Animals de Nabil Ben Yadir, un électrochoc contre la haine

Après Les Barons, La Marche, Angle mort (Dode Hoek) Nabil Ben Yadir effectue un virage à 90° et signe avec Animals son film le plus radical, à la fois par son sujet et sa mise en scène. Ce thriller est un véritable électrochoc contre la haine, inspiré de la terrible histoire de Ihsane Jarfi assassiné en 2012 pour homophobie. Le cinéaste signe un plaidoyer contre les discriminations par une confrontation directe avec la haine de l’autre et la violence. Un film choc dont il vaut mieux être prévenu, mais aussi un geste radical de cinéma qui fait date. Forcément. Le cinéaste a co-écrit le scénario avec Antoine Cuypers réalisateur de Préjudice, un gage qualitatif de plus. Le film a décroché le Prix de la fiction la plus dérangeante au Tournai Ramdam Festival et sortira en salle le 9 mars. A lire : notre entretien avec Nabil Ben Yadir.

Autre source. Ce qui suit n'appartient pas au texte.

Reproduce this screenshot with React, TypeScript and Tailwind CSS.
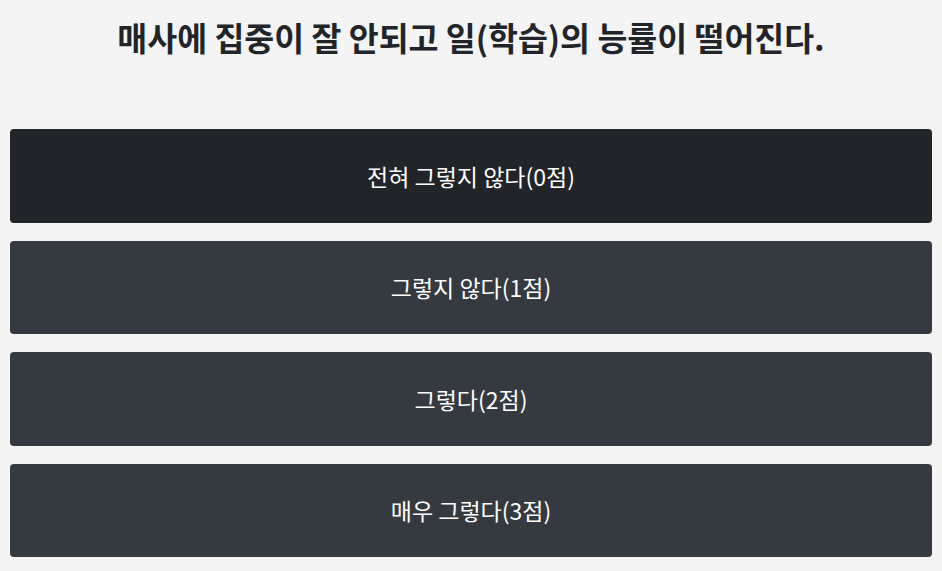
import React from "react";

const options = ["전혀 그렇지 않다(0점)", "그렇지 않다(1점)", "그렇다(2점)", "매우 그렇다(3점)"];

export default function App() {
  return (
    <div
      className="min-h-[571px] w-full bg-[#f4f4f4] px-[10px]"
      style={{ fontFamily: '"Noto Sans CJK KR", "Noto Sans", sans-serif' }}
    >
      <h1 className="pt-[13px] text-center text-[32.5px] font-bold leading-[48px] text-[#212529]">
        매사에 집중이 잘 안되고 일(학습)의 능률이 떨어진다.
      </h1>
      <div className="mt-[68px] flex flex-col gap-[18px]">
        {options.map((o, i) => (
          <button
            key={o}
            className={`flex h-[93.5px] w-full items-center justify-center rounded-[4px] text-[23px] text-white ${
              i === 0 ? "bg-[#212529]" : "bg-[#343a40]"
            }`}
          >
            {o}
          </button>
        ))}
      </div>
    </div>
  );
}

C’est la fête d’anniversaire de la maman de Brahim, beau gosse de 30 ans, toujours célibataire. Il attend impatiemment son copain Thomas qu’il a invité. Mais voilà, Thomas n’arrive pas.

Déjà présent dans Dode Hoek, Soufiane Chilah assume le rôle fort et difficile de Brahim. Blond aux yeux bleus en amande, petites lunettes, le calme Loïc, Gianni Guettaf, embarqué lui aussi dans ce récit se révèlera d’un ordinaire terrifiant. Vincent Overath, Serkan Sancak, Lionel Maisin également acteurs non professionnels, font aussi partie du casting.

Le génie de Ben Yadir est de combiner un objectif essentiel, profondément humaniste avec un geste fort de cinéma pour faire passer un message. Le sujet est lourd, le cinéaste a assisté au procès des assassins d’Ihsane Jarfi, premier crime pour lequel la justice belge a retenu la circonstance aggravante d’homophobie. Il réalise Animals en accord avec la famille de celui-ci, dont le père, Hassan Jarfi, ancien professeur de religion a créé une fondation contre l’homophobie* en hommage à son fils.

Ben Yadir réalise méticuleusement une fiction sans concession, un témoignage par la sensation qui déstabilise le spectateur dans une volonté de lui faire ressentir les conséquences de la haine et de la violence gratuite. Il établit des partis pris de mise en scène radicaux et plonge le spectateur en immersion avec son personnage principal. La caméra témoin – à l’image Frank Van Den Eeden – est mouvante et colle au héros. Un cadre serré l’enferme dès le début dans sa condition de manière inéluctable, sans contrechamps, sans échappatoire au rythme de ses allées et venues filmées en plan séquence. Le cinéaste laisse le soin aux acteurs de filmer les scènes de violence avec des GSM, ce qui éloigne un peu l’action. Le son signé Pierre Mertens, prend toute son importance, notamment dans des moments d’attente et de silence.

« Tu mets pas PD et musulman dans la même phrase ! » entendra-t-on. Homosexuel, Brahim fait aussi partie de la minorité musulmane. On ne peut que saluer Nabil Ben Yadir pour son courage et sa prise de responsabilité forte contre la haine envers les minorités le tout dans un exercice cinématographique complexe et réfléchi à chaque instant.Ces choix narratifs justifiés permettent au spectateur de vivre cette histoire le coeur ouvert. Le cinéaste intègre la puissance narrative du cinéma et sa capacité à nous faire réfléchir quitte à faire polémique, car oui, Animals (en français dans le texte, issu des mots de l’un des accusés au procès), est un film populaire à projeter en salle et au plus grand nombre, surtout aux jeunes. La haine, la différence, les minorités, la violence gratuite, le débat est lancé.